- [Brief]: Pull out every line from the listing that has the word "with".

-------------------------

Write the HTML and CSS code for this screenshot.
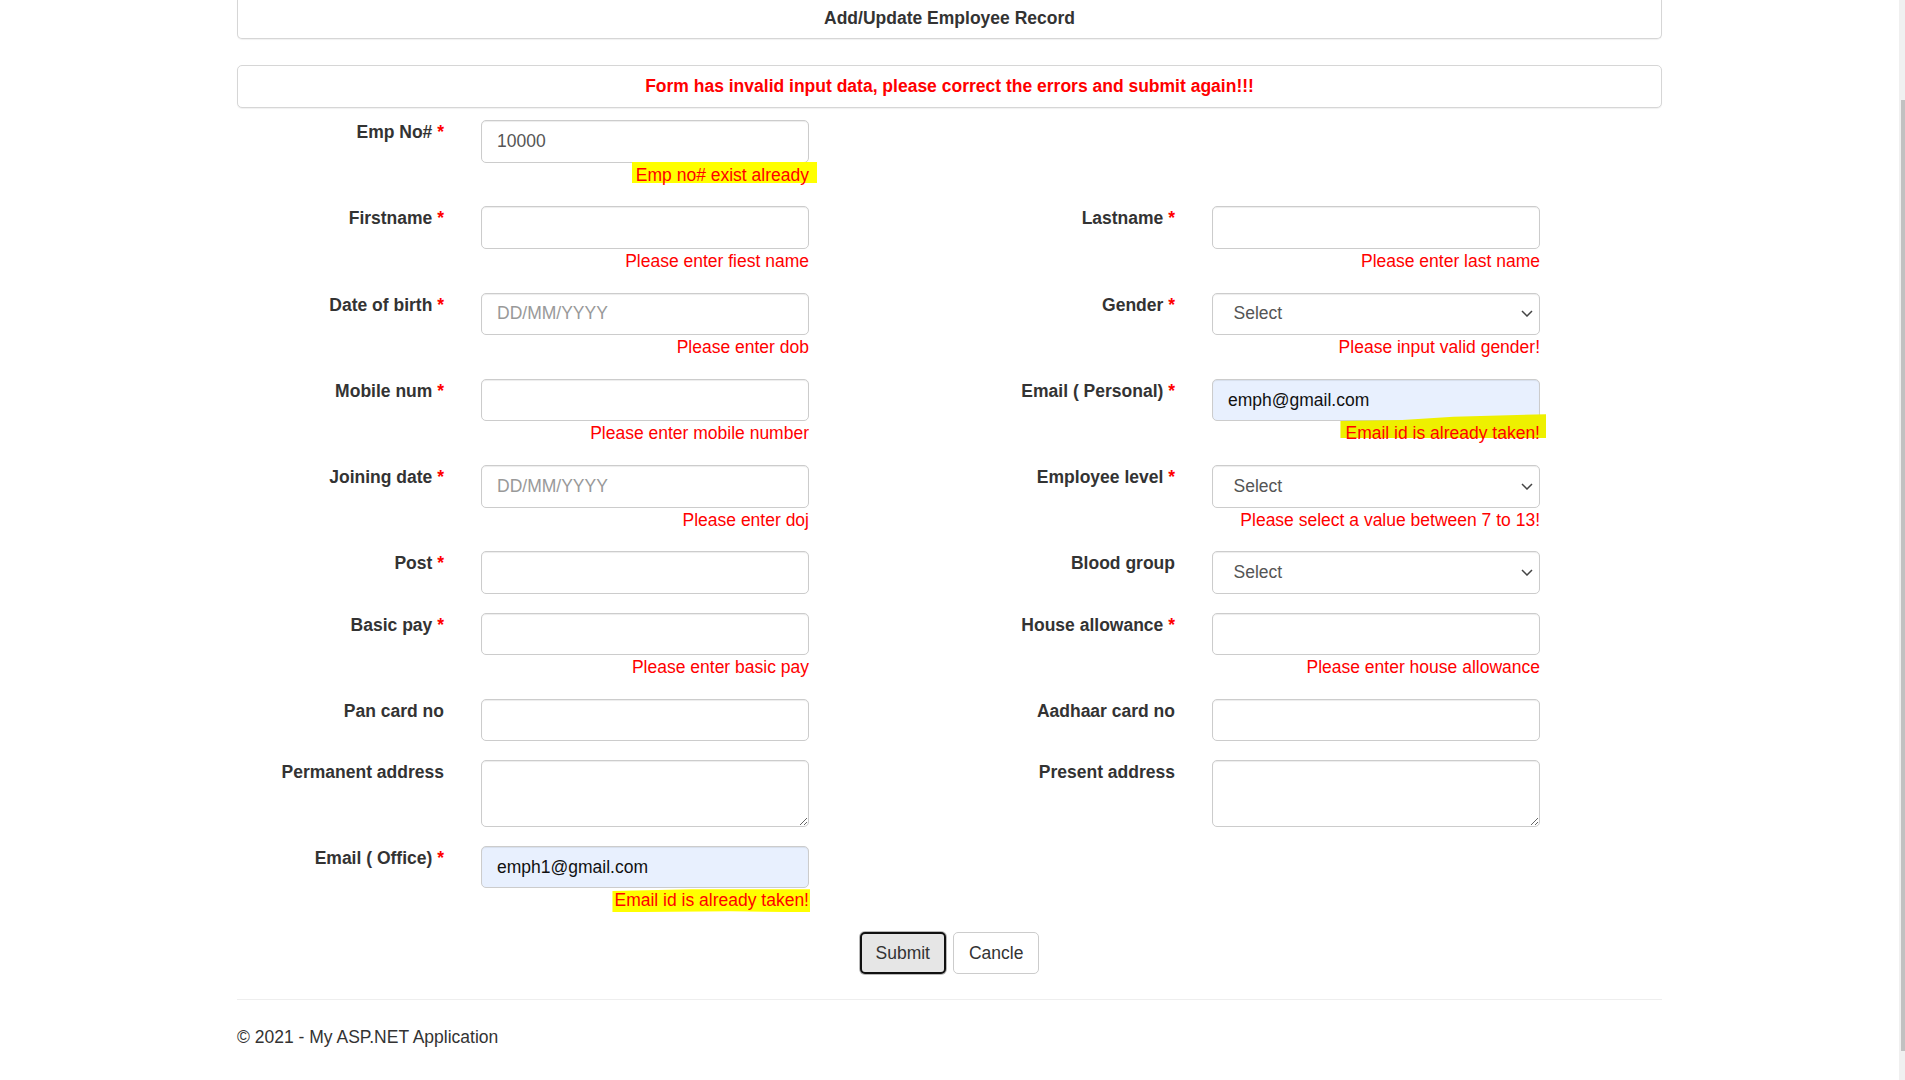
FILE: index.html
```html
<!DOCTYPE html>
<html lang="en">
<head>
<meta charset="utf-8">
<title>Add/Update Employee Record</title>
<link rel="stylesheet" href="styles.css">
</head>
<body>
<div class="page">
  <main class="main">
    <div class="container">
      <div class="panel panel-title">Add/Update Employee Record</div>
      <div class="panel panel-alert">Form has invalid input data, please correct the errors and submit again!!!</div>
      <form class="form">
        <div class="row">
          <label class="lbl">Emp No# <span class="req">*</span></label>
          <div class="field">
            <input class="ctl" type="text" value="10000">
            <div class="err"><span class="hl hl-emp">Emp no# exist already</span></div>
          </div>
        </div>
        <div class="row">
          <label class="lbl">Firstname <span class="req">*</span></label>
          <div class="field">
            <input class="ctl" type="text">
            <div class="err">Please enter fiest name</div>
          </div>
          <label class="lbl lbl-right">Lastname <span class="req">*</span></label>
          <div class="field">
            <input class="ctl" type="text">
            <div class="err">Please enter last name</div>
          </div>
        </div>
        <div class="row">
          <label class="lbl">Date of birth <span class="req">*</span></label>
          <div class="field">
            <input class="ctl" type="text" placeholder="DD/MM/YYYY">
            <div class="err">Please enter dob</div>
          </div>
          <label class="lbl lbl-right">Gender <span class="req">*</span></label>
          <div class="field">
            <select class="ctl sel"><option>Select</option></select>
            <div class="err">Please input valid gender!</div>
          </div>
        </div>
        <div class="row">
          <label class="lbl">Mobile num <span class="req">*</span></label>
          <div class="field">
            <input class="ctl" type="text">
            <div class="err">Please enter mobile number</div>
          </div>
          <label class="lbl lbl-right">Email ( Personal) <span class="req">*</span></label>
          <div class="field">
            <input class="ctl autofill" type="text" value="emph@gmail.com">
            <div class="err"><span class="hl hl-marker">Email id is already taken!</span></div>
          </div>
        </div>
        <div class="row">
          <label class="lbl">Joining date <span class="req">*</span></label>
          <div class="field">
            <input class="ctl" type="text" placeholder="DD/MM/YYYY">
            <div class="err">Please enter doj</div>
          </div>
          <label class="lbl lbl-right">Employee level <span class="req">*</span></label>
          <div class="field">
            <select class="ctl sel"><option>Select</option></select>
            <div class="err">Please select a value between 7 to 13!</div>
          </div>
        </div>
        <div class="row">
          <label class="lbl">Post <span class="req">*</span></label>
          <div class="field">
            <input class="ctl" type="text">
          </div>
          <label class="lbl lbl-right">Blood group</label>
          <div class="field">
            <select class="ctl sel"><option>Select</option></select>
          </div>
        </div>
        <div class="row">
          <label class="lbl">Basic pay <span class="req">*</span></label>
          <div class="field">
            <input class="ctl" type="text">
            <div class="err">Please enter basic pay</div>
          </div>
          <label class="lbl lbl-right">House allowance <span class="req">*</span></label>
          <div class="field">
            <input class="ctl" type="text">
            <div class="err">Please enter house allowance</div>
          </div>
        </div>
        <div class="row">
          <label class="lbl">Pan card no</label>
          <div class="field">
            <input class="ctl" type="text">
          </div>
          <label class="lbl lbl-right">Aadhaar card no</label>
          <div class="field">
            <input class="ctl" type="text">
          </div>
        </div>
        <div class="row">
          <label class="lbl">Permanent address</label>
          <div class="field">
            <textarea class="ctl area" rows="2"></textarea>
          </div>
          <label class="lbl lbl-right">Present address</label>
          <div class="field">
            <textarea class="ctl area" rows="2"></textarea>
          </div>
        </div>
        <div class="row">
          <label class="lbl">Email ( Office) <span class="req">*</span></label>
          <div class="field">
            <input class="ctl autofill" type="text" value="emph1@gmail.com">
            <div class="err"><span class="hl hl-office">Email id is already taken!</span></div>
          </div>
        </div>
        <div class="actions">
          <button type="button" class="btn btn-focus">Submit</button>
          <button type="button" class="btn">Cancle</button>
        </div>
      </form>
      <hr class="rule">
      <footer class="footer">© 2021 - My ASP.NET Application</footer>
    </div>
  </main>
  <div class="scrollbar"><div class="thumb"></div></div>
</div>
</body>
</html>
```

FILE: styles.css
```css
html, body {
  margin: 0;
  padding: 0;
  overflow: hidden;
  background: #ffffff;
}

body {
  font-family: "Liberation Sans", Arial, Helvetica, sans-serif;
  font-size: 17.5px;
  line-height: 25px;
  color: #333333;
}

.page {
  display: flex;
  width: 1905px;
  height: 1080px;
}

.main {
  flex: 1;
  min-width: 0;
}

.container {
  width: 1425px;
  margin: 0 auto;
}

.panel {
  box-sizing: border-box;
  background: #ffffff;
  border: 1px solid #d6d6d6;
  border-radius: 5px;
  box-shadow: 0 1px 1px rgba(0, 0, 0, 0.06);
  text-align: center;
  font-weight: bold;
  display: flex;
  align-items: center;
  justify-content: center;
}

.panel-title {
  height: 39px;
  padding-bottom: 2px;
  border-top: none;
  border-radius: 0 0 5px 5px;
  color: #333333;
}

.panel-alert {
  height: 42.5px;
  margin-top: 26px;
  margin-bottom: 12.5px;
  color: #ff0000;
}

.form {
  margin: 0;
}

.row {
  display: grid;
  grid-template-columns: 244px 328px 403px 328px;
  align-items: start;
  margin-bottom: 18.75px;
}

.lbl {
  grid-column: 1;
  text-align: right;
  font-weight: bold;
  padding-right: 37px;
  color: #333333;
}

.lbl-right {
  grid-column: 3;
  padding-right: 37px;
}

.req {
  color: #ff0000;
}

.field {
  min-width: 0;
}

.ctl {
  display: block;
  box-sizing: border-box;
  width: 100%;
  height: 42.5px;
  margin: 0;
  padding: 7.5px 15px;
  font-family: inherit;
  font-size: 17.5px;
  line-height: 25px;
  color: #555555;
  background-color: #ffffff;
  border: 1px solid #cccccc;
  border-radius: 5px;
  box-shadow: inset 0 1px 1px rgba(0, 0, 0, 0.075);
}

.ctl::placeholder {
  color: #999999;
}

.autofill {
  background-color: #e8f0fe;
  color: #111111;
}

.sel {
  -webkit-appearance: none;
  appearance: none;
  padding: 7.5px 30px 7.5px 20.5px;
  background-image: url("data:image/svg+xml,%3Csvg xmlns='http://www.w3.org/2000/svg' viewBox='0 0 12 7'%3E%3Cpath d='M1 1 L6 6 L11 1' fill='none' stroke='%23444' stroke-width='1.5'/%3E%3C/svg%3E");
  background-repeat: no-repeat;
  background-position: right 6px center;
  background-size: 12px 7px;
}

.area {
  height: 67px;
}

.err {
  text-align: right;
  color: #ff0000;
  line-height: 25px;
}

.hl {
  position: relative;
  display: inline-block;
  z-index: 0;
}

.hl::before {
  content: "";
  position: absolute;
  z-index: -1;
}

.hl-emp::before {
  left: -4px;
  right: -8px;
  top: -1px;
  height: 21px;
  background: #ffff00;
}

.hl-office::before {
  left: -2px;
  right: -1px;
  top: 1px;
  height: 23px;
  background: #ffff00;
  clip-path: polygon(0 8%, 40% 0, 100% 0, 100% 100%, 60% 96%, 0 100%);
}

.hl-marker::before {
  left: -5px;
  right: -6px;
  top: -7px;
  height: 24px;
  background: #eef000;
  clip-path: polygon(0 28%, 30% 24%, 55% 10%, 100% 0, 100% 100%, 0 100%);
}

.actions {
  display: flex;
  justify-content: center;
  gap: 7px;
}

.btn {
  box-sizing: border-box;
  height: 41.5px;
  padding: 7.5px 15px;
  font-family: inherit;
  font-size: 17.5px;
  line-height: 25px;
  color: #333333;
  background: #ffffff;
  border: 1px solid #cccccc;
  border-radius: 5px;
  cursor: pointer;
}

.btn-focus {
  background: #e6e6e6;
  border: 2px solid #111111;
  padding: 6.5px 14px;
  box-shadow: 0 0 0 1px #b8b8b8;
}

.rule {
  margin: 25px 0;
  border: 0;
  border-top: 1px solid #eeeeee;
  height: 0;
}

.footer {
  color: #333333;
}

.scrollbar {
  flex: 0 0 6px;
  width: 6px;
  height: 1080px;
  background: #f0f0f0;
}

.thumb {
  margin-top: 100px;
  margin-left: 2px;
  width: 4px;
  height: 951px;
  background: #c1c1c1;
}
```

-------------------------

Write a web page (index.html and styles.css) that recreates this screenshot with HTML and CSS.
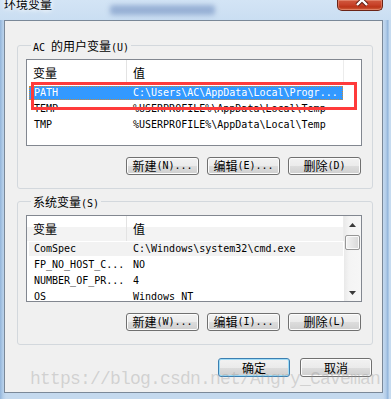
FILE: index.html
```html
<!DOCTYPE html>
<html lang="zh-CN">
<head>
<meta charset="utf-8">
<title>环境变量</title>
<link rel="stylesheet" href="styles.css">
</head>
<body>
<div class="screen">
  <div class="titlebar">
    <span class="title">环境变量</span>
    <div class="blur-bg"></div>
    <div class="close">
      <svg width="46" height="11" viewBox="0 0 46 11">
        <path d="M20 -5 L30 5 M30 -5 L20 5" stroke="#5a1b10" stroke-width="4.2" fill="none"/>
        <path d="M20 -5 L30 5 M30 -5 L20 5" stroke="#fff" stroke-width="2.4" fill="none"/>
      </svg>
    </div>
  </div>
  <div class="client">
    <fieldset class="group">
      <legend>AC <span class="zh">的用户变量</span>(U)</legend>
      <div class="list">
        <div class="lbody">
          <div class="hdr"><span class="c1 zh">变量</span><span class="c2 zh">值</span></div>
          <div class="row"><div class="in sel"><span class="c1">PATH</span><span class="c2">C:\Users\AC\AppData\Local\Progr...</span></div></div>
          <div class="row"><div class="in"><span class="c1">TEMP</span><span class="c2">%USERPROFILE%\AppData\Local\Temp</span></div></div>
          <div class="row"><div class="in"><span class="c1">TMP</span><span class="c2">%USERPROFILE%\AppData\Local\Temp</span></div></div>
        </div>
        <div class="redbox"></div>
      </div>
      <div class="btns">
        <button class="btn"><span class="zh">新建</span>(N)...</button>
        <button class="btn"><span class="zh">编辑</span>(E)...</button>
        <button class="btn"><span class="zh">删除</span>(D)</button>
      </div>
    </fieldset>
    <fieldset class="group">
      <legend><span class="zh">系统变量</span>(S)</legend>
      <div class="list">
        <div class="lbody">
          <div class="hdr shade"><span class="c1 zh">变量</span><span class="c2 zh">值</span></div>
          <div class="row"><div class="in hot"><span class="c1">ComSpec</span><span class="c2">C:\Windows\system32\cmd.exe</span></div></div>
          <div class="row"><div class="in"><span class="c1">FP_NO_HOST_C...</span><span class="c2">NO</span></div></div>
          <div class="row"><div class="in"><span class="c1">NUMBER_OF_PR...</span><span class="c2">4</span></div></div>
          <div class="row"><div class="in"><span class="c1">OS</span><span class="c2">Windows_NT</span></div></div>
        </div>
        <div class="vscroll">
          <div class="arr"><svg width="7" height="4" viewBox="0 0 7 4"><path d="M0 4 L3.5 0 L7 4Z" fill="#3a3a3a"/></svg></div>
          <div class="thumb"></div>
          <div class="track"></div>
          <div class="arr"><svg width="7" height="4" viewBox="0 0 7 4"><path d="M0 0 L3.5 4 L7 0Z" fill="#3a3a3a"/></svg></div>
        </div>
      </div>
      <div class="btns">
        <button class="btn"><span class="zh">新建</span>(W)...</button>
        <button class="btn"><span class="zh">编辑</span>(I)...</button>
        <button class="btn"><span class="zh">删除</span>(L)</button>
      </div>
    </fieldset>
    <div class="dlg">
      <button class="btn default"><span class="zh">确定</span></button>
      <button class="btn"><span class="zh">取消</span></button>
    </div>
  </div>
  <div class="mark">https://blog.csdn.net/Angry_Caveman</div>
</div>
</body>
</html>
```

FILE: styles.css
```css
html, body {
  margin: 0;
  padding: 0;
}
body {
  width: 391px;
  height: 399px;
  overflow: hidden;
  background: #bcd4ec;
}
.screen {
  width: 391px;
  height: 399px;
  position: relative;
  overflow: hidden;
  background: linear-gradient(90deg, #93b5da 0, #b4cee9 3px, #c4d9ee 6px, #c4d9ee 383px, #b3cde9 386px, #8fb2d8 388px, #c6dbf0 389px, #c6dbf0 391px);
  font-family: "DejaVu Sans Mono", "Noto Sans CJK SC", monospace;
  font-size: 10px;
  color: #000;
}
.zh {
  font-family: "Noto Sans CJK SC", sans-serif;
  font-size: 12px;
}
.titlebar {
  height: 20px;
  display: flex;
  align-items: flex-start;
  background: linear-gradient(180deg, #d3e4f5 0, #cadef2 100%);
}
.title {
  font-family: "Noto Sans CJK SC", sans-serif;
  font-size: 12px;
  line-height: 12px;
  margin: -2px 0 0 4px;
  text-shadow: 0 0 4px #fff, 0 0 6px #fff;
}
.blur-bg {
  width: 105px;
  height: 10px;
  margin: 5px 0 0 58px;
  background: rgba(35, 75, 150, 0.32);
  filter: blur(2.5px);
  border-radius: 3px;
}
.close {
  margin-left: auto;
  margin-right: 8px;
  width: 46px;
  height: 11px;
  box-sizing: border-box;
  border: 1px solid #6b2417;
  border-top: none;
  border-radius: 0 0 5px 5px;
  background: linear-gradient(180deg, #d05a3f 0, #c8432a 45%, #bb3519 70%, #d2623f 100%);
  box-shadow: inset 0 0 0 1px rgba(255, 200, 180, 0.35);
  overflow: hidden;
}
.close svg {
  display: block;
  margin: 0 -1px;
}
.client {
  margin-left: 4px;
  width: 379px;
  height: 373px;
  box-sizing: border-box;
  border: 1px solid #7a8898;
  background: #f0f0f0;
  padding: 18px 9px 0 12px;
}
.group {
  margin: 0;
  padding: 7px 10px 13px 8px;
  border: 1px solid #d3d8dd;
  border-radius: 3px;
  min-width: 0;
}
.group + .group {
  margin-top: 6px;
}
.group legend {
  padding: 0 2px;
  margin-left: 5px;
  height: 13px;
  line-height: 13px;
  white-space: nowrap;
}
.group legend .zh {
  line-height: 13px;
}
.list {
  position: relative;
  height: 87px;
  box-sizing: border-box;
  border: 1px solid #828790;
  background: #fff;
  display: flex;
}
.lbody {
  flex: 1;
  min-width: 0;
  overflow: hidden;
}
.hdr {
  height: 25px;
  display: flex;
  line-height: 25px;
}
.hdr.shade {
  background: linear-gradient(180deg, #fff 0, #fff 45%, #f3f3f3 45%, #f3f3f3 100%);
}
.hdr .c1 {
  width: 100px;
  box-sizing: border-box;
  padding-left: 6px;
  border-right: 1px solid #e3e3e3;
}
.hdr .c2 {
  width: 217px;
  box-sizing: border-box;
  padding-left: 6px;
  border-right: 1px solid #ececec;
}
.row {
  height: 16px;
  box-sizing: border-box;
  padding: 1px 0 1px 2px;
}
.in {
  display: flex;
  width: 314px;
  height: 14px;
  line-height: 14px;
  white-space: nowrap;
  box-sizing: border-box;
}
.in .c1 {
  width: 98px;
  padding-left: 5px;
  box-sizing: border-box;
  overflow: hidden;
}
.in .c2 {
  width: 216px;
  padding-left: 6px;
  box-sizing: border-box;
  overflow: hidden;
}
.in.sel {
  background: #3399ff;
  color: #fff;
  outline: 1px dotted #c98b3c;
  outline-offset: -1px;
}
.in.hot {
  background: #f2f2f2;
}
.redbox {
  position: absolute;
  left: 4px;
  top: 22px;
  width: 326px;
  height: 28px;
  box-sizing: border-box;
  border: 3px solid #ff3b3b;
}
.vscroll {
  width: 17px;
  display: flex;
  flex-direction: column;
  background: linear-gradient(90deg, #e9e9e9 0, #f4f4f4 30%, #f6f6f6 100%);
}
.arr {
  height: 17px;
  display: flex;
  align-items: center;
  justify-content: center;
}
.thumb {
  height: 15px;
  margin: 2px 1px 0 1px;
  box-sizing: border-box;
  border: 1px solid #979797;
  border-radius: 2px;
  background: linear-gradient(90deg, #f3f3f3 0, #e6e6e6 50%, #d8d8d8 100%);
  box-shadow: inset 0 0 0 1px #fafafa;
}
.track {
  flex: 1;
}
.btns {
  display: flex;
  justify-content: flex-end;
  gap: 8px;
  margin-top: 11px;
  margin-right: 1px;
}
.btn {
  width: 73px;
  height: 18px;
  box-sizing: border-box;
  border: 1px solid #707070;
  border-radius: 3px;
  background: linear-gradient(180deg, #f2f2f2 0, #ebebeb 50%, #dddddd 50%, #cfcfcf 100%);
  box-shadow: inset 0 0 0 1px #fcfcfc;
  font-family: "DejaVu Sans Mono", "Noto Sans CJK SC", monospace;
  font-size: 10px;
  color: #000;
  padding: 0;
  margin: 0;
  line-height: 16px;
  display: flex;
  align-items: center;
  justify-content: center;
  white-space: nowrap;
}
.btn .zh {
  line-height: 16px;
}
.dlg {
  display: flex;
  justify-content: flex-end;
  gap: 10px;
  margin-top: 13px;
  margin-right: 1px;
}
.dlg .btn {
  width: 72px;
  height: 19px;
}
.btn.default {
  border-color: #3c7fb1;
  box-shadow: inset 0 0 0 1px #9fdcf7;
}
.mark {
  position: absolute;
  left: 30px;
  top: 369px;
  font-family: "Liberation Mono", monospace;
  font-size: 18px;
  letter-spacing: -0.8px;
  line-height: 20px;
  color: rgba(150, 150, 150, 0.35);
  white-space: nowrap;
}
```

-------------------------

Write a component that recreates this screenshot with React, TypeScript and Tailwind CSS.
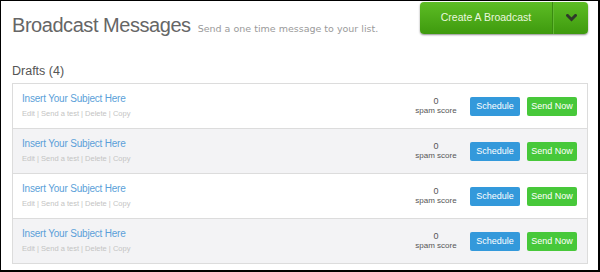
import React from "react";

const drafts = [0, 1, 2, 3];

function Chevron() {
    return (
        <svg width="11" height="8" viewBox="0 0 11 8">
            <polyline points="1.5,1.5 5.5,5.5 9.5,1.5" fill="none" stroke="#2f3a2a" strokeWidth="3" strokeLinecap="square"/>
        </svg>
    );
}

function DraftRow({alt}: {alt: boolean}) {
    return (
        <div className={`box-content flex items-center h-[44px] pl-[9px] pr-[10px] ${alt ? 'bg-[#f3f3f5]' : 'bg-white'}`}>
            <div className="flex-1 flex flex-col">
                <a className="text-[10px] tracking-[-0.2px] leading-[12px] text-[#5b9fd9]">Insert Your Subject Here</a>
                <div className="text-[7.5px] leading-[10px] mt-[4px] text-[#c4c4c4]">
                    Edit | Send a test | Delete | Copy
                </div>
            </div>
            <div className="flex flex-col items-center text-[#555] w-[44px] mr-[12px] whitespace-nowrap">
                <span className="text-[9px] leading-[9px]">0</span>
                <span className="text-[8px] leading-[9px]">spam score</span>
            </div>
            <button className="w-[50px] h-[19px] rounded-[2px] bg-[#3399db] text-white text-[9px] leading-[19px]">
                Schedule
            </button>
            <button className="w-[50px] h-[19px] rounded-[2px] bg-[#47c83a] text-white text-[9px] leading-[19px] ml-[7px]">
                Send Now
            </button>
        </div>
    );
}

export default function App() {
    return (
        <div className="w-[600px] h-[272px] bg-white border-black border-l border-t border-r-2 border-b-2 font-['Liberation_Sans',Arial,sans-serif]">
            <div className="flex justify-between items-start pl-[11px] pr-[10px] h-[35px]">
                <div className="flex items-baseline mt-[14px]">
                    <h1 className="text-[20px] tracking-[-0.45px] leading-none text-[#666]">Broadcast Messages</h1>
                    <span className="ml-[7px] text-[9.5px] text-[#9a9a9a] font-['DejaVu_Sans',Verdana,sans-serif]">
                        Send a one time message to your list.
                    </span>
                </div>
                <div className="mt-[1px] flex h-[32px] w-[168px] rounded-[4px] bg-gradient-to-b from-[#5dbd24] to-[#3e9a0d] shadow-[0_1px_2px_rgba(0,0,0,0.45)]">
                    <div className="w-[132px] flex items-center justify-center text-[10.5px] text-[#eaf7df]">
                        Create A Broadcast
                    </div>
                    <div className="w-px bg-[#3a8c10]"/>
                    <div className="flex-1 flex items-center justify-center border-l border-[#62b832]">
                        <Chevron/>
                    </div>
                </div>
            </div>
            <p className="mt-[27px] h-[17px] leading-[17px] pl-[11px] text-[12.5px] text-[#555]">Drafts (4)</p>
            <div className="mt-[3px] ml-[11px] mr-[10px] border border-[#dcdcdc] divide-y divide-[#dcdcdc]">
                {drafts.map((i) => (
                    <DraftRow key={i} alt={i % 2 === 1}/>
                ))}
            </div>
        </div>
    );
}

-------------------------

- [Answer to this task]:
Write a web page (index.html and styles.css) that recreates this screenshot with HTML and CSS.
Write a component that recreates this screenshot with React, TypeScript and Tailwind CSS.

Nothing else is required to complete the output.